How many lines in these records hold the string "table"? State only that number.

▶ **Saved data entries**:
═══
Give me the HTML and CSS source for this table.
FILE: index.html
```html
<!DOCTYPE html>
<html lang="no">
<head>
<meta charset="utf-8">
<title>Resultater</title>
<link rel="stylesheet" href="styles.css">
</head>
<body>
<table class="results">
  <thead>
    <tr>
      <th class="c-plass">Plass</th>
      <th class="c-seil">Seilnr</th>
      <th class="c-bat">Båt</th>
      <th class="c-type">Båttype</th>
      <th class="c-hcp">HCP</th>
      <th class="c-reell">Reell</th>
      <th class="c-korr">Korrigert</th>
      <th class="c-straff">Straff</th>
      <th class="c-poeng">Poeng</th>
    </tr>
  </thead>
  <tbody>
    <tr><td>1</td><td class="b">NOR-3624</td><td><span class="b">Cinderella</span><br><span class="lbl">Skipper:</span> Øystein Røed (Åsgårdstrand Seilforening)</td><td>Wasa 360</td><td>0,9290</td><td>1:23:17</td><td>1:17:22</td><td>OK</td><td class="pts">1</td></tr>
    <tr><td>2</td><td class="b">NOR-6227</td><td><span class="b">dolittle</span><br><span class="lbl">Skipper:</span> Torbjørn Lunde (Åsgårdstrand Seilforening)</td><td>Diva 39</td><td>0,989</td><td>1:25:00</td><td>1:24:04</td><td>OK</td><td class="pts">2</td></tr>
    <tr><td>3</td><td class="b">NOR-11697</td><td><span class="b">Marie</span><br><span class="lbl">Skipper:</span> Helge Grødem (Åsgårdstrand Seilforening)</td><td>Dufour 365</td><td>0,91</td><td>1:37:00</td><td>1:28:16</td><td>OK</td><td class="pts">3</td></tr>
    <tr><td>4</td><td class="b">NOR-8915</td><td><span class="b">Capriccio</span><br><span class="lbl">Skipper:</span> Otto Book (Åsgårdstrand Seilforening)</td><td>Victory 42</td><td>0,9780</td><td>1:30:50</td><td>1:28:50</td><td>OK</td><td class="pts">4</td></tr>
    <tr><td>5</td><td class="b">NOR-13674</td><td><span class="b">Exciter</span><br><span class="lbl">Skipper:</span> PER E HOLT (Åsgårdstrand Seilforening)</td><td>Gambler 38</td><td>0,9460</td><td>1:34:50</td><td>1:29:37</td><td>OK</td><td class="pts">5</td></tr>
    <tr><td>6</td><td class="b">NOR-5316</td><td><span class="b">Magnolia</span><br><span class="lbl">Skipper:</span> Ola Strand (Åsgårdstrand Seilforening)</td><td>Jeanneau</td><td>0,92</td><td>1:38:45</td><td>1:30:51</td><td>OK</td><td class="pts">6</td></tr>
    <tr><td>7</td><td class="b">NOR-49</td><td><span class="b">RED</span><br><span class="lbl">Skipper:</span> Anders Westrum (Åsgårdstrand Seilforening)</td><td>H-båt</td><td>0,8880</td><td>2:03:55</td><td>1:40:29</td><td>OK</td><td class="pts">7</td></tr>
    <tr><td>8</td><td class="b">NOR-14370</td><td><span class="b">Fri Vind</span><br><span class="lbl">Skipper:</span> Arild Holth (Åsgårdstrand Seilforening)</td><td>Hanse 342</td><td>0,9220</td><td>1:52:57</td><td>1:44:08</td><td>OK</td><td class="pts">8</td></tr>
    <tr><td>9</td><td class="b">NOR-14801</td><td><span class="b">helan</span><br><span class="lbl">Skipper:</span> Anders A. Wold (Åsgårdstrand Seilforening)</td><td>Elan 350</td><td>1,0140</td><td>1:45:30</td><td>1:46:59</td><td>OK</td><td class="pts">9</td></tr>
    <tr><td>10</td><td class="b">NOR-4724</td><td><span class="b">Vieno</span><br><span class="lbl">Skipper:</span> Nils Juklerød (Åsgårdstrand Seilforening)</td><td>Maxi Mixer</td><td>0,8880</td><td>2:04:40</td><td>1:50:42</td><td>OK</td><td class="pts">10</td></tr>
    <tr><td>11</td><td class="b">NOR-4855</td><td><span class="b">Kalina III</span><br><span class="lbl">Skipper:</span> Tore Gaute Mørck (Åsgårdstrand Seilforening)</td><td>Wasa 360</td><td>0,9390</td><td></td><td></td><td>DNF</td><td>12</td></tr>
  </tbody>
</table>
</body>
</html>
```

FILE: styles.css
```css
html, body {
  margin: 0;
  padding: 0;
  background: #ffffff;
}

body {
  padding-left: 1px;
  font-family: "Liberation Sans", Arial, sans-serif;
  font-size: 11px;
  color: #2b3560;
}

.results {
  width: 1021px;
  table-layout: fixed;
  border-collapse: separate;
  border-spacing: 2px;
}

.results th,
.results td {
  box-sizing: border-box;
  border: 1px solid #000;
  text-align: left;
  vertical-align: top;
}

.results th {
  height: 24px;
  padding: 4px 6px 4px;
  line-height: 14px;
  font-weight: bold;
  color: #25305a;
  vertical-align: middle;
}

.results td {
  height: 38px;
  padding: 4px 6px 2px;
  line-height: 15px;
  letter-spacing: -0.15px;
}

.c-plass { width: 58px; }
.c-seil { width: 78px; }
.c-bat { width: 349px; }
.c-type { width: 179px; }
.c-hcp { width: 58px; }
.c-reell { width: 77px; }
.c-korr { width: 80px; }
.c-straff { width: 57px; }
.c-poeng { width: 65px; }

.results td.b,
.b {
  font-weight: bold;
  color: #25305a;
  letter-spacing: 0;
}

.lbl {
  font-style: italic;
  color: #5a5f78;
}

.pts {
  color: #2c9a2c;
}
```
═══
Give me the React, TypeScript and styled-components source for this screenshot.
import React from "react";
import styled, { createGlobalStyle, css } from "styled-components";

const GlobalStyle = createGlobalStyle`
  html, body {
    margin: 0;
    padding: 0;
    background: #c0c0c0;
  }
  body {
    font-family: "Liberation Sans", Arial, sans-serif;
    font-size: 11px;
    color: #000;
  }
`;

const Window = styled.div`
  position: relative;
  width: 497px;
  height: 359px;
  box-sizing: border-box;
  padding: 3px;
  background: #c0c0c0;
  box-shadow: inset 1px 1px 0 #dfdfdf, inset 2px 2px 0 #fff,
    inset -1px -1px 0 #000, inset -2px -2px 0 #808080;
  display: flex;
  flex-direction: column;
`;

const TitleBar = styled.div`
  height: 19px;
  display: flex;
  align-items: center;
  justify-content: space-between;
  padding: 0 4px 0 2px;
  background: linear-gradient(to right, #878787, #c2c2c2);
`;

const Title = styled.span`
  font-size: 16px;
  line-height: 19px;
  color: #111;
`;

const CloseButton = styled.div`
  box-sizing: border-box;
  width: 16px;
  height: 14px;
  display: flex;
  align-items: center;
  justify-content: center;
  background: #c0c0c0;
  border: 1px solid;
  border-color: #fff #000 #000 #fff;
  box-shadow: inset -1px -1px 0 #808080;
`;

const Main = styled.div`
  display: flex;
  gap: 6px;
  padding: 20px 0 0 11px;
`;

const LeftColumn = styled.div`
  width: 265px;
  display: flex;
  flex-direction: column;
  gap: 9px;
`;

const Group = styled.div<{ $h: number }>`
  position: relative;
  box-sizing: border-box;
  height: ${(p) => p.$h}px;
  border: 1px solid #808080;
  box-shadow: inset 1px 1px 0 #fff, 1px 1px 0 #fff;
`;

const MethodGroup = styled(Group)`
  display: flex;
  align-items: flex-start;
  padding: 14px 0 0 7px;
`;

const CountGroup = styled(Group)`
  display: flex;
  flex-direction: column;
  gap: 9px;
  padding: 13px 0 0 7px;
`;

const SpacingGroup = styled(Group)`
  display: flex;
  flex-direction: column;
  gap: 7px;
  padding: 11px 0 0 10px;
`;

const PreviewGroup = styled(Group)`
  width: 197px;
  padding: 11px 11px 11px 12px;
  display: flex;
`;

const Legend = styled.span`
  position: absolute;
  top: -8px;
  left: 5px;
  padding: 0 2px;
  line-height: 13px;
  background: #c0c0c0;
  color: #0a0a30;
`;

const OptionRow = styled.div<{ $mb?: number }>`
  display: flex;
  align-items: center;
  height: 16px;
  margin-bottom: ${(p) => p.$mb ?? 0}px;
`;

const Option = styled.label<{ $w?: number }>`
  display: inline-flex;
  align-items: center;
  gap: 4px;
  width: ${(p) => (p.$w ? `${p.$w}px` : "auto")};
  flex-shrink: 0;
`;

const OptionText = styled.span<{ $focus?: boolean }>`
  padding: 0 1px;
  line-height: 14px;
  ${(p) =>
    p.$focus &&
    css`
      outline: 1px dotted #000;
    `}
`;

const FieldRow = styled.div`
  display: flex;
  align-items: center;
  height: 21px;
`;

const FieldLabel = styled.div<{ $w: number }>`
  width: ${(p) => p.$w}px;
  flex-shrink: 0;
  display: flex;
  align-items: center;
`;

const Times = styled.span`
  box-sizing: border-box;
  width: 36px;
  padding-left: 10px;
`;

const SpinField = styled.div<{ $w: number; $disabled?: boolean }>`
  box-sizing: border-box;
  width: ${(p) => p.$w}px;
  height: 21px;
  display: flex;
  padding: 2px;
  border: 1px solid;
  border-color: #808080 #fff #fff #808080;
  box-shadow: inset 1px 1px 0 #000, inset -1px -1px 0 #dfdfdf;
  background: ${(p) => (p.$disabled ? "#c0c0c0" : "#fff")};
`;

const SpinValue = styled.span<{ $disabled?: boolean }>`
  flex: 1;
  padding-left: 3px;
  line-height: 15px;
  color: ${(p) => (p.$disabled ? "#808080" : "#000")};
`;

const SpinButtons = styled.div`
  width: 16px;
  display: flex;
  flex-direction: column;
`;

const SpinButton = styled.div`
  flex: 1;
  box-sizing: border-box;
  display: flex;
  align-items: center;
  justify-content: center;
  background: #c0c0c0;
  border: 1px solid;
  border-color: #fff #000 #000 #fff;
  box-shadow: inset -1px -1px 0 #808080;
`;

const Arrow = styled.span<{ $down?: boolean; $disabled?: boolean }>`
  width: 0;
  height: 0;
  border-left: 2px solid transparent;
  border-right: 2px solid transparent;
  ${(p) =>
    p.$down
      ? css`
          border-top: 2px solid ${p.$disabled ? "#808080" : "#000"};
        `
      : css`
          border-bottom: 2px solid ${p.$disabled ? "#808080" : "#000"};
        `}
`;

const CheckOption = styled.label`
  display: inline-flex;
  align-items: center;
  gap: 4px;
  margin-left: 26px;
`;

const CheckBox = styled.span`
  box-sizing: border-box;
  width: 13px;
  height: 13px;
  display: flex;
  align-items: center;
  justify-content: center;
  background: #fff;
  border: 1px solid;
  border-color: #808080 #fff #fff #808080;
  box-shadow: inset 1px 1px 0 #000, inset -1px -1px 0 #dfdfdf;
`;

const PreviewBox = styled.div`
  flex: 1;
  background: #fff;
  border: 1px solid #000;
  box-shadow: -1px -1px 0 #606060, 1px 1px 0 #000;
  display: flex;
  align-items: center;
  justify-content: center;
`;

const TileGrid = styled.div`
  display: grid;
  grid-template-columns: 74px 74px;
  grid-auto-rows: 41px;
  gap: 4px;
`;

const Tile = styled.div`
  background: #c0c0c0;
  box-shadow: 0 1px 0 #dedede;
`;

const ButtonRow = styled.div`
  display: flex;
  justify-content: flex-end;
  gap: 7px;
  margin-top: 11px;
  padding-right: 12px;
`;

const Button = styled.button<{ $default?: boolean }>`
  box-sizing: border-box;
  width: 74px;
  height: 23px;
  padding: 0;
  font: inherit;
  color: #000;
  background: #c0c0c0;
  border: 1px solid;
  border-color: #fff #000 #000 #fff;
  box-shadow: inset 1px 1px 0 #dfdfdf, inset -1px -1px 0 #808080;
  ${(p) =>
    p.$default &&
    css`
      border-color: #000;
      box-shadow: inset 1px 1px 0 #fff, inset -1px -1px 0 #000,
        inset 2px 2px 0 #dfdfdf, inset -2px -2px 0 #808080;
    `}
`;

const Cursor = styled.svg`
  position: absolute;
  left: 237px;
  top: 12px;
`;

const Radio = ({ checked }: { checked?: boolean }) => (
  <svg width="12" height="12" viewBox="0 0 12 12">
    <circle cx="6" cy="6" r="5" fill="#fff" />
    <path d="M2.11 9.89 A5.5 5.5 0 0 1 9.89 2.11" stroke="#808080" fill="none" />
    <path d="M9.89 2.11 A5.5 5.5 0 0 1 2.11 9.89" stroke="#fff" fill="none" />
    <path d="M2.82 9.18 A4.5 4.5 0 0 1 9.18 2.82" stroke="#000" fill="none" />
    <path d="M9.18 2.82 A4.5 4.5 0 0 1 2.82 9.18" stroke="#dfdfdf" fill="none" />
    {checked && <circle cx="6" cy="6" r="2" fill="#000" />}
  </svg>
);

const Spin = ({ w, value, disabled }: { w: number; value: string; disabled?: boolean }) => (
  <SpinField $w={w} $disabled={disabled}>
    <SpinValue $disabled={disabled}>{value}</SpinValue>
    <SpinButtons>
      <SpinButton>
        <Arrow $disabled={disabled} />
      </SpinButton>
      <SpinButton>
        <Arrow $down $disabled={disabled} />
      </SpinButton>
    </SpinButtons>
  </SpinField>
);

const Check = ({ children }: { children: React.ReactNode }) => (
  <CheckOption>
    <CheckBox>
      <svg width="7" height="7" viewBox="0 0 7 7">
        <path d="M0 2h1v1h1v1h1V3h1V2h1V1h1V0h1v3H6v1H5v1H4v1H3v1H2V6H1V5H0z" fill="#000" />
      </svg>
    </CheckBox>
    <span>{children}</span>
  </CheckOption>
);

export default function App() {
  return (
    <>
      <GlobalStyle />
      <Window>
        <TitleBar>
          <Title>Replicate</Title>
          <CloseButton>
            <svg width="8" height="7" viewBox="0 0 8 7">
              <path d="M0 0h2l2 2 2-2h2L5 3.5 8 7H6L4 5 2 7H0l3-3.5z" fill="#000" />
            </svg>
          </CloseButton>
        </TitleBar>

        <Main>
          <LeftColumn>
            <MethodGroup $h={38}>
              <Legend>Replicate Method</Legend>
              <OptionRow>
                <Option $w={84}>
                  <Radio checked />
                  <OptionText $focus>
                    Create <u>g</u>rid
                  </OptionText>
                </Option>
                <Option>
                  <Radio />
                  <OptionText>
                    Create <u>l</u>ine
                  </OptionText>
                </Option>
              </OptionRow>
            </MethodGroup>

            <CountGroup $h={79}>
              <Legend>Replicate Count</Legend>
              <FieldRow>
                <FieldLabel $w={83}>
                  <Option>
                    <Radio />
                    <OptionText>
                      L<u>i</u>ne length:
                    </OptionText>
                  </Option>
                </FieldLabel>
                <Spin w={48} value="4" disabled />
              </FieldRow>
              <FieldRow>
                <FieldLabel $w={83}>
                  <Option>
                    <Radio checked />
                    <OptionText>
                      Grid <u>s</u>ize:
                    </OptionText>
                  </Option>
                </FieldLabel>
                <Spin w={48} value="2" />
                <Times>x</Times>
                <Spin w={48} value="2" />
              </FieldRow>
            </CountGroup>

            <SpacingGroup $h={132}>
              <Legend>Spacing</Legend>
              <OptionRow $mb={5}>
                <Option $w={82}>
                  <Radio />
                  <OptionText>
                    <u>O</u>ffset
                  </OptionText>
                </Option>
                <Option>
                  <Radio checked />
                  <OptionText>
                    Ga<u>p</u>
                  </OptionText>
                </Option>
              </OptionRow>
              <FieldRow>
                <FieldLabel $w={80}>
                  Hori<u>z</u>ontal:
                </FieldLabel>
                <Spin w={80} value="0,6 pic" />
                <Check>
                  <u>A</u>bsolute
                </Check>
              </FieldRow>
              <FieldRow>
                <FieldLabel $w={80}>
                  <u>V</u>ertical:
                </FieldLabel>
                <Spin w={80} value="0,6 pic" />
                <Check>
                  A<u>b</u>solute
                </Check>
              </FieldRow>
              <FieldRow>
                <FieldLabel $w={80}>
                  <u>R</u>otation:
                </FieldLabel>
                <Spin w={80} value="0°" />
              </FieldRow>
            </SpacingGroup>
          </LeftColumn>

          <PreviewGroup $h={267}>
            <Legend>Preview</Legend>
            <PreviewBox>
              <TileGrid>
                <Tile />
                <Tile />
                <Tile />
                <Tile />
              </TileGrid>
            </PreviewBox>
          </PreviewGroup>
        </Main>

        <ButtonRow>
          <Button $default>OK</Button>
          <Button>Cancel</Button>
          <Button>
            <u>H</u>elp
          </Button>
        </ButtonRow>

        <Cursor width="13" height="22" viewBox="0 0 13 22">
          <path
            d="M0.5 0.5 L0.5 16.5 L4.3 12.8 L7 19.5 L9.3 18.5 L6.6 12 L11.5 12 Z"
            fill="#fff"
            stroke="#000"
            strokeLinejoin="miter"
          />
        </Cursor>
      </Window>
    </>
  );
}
═══
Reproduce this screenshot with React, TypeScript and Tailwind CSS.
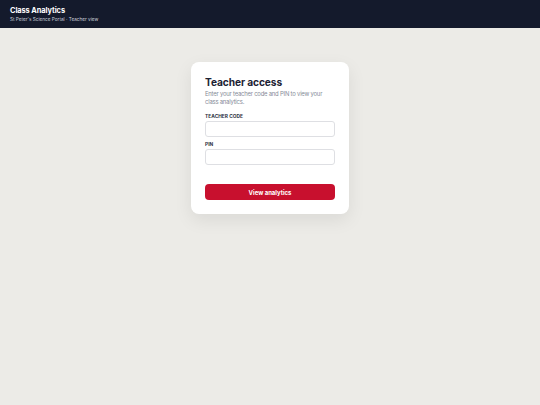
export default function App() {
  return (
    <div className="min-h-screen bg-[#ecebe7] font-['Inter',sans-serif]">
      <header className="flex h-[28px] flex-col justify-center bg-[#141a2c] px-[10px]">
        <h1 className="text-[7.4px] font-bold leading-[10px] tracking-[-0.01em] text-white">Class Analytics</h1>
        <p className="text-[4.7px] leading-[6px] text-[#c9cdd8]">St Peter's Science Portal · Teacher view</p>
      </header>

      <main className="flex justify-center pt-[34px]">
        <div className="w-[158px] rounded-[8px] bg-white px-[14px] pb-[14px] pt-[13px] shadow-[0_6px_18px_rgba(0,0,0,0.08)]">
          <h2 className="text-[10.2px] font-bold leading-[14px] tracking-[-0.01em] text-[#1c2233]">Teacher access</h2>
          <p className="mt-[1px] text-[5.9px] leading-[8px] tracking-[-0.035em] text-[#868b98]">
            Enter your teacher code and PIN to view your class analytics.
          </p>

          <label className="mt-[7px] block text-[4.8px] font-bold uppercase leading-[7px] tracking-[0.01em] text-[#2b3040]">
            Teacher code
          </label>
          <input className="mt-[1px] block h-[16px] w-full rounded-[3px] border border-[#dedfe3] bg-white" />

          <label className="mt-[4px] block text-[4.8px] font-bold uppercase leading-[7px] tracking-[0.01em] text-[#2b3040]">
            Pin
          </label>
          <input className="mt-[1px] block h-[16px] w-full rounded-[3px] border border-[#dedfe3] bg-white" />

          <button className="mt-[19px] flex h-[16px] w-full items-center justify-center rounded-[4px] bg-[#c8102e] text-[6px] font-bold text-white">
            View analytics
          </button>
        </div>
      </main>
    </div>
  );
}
═══
▶ **Correct output**:
4